▶ YOUR INSTRUCTIONS:
From the listing, collect all lines containing the word "image".

(Records with interface code)
________________
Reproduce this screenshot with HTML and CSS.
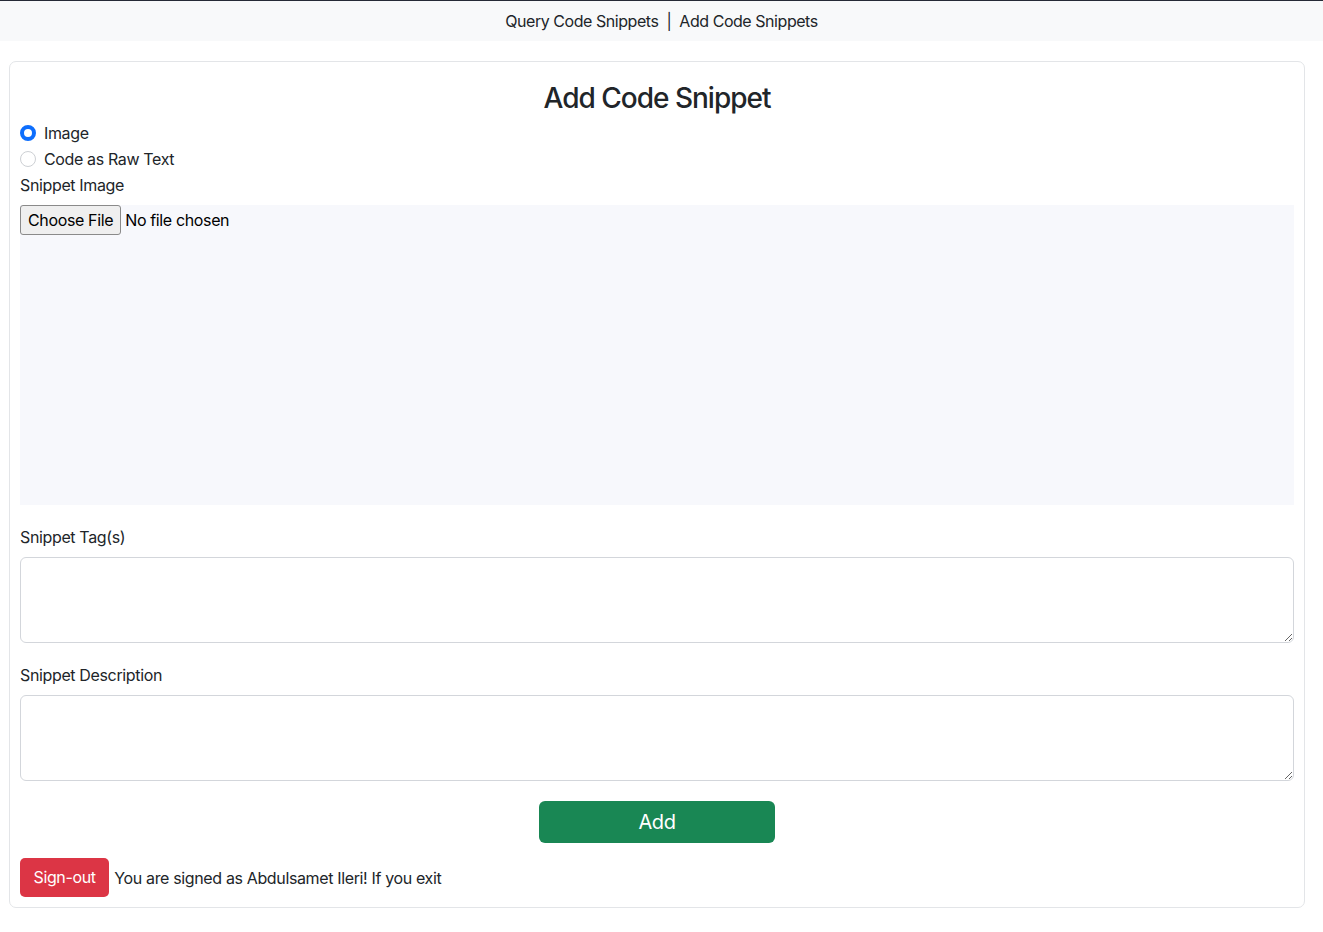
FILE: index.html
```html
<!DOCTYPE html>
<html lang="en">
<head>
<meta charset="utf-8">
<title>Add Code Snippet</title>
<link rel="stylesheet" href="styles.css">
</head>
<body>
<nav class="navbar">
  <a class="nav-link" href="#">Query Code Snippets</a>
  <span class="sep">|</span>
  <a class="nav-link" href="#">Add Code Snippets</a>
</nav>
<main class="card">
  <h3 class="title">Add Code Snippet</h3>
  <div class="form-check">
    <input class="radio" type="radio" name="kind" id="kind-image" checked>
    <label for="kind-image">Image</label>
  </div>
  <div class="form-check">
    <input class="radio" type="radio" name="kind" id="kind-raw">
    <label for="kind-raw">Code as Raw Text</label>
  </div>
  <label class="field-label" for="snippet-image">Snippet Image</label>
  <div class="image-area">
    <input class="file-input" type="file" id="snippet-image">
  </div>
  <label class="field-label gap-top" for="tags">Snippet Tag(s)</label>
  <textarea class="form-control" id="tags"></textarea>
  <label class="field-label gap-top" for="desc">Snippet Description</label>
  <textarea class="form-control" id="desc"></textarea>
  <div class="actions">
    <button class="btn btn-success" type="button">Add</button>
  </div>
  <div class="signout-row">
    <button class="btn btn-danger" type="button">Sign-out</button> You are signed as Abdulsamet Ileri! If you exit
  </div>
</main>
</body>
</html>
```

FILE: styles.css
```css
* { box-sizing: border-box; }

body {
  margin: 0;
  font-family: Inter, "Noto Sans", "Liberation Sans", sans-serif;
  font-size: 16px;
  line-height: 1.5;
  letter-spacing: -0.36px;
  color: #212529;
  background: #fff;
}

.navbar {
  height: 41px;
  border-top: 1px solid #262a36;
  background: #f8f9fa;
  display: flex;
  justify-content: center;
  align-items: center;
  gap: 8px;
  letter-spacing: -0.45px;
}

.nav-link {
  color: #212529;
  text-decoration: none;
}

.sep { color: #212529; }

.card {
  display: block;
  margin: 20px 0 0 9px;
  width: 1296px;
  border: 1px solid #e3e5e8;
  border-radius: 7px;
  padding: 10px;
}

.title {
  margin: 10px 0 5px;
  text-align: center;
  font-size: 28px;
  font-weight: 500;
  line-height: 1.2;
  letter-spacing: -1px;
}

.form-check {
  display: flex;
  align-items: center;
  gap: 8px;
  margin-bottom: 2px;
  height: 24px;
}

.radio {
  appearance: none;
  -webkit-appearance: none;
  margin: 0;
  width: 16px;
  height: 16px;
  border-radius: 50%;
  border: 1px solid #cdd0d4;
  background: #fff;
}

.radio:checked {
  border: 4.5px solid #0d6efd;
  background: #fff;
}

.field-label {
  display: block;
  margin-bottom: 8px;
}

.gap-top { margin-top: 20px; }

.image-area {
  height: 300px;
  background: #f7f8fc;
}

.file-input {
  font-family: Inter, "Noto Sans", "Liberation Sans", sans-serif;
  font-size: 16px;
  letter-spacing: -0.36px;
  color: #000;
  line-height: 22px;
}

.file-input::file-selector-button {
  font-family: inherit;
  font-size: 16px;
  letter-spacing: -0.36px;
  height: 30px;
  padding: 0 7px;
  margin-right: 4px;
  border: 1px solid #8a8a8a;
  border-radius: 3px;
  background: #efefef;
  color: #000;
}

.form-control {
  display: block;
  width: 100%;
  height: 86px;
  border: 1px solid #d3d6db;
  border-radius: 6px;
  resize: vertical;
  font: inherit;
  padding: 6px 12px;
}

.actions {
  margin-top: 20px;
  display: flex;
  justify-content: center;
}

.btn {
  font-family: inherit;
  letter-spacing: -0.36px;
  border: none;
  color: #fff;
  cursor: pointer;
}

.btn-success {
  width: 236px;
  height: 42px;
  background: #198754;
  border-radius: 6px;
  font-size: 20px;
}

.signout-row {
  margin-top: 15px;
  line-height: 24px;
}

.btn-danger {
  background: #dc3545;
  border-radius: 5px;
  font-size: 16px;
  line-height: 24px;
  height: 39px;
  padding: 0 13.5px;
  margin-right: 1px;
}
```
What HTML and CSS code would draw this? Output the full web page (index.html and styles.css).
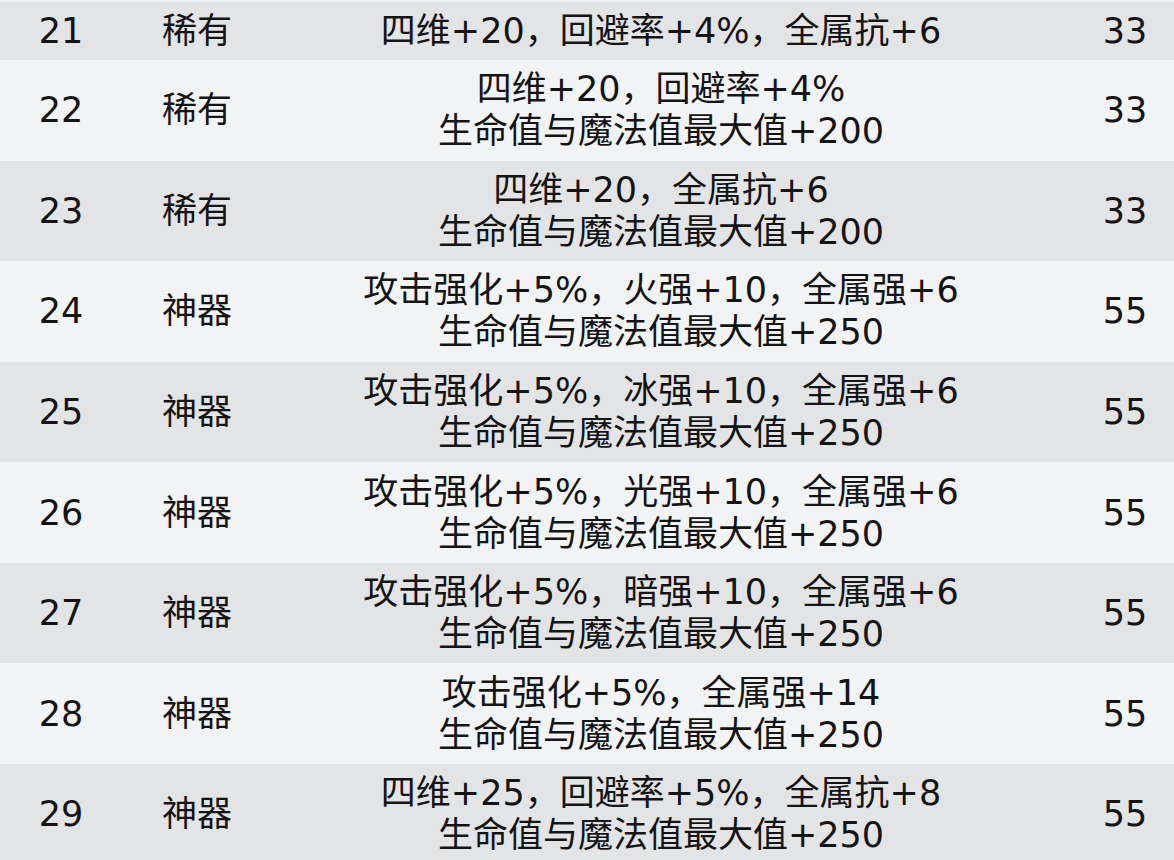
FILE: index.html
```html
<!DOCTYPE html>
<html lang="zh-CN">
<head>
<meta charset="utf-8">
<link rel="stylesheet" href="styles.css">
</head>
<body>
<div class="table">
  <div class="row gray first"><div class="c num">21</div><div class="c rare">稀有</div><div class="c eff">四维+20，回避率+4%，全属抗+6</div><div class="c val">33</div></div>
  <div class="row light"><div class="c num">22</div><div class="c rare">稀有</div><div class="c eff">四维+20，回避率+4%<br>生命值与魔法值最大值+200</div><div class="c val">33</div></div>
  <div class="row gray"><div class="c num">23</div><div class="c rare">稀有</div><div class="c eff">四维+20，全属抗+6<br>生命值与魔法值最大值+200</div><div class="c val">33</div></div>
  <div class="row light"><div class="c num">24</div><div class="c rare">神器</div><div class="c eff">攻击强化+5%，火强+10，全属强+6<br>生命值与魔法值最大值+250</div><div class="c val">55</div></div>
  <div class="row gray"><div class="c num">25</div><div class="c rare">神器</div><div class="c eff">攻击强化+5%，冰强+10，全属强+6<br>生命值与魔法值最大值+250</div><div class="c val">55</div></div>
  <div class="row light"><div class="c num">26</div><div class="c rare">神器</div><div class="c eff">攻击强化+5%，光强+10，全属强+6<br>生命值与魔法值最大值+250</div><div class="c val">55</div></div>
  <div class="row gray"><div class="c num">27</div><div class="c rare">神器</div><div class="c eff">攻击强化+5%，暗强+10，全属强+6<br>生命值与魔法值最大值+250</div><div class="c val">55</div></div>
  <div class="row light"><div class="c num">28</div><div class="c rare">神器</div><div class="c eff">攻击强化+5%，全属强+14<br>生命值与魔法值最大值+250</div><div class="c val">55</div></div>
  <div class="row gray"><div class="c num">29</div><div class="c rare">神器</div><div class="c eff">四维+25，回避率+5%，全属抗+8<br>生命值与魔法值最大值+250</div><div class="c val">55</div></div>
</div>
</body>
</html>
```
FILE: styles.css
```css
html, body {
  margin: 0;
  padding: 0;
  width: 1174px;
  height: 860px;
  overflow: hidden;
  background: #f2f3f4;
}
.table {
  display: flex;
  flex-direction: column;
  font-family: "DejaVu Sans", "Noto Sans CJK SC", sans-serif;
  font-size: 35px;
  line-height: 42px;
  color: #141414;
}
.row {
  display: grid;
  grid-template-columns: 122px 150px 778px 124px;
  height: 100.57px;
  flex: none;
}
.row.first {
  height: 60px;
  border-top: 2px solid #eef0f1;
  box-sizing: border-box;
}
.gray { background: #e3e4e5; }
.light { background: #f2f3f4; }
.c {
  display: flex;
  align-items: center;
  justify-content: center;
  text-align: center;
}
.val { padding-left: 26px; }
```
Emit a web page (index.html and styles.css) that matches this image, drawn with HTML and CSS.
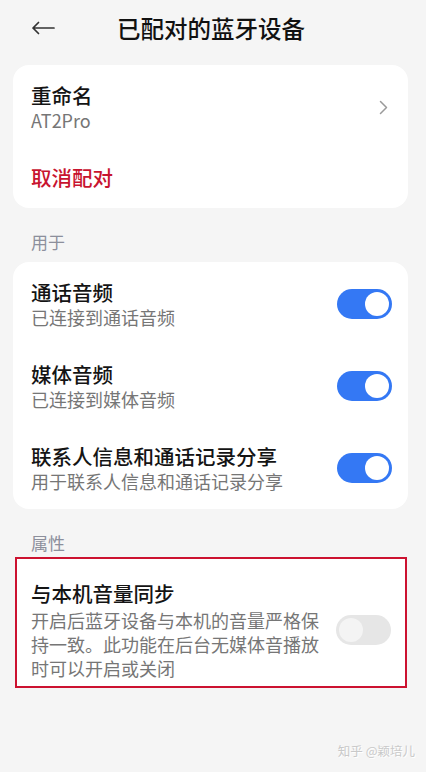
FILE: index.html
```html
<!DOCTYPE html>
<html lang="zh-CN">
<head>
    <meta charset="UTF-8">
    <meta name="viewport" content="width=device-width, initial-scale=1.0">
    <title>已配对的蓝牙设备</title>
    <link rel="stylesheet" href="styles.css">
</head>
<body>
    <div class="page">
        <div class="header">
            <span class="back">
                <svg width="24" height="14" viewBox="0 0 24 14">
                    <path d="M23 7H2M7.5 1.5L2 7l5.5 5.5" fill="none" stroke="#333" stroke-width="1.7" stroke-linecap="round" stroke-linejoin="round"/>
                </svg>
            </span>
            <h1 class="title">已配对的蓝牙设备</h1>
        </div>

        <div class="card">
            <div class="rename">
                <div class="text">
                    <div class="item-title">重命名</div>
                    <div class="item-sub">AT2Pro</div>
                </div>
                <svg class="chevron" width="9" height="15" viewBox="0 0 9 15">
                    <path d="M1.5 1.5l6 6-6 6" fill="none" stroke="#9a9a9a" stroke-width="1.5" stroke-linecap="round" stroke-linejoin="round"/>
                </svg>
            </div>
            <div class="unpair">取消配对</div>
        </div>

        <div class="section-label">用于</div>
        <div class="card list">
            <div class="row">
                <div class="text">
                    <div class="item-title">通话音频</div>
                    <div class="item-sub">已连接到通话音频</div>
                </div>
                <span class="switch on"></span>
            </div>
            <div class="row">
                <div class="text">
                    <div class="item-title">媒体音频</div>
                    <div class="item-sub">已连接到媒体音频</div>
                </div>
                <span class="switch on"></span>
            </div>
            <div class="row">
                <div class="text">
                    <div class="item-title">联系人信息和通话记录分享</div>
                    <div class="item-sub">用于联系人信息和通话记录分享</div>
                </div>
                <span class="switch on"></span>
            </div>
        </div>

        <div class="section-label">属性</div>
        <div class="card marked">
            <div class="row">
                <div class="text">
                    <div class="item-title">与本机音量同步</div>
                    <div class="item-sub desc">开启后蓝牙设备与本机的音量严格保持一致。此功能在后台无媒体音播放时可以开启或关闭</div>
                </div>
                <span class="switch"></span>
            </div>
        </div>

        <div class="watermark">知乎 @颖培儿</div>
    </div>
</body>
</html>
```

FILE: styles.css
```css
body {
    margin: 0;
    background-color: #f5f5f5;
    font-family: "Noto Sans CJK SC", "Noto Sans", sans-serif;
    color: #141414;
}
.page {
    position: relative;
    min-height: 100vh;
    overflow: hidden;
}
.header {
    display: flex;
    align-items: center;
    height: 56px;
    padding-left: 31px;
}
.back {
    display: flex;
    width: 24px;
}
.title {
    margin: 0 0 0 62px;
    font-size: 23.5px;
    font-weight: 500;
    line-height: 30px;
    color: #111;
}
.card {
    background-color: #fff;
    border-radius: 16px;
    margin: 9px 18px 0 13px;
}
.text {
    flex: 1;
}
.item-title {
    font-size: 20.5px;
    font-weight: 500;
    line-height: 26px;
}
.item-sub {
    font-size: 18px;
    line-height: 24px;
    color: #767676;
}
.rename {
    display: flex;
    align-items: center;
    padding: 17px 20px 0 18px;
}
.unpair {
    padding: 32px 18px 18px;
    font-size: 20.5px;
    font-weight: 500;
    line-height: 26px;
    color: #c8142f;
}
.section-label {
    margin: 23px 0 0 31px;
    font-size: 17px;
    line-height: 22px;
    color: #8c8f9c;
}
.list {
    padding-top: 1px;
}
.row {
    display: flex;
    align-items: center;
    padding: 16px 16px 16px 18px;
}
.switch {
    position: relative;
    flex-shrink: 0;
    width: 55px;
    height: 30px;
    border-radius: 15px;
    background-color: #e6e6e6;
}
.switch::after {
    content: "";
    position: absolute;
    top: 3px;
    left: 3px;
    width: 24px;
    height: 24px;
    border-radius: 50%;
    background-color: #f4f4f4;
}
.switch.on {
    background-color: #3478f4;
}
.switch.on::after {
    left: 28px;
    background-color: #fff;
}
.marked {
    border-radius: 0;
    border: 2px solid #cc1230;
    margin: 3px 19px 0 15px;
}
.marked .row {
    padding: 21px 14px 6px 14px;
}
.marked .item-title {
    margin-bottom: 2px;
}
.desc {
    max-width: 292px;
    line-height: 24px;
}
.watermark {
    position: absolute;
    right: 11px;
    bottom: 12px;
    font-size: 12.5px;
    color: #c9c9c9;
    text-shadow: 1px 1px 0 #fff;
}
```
________________
▶ EXERCISE OUTPUT:
    <input class="radio" type="radio" name="kind" id="kind-image" checked>
    <label for="kind-image">Image</label>
  <label class="field-label" for="snippet-image">Snippet Image</label>
  <div class="image-area">
    <input class="file-input" type="file" id="snippet-image">
.image-area {
Emit a web page (index.html and styles.css) that matches this image, drawn with HTML and CSS.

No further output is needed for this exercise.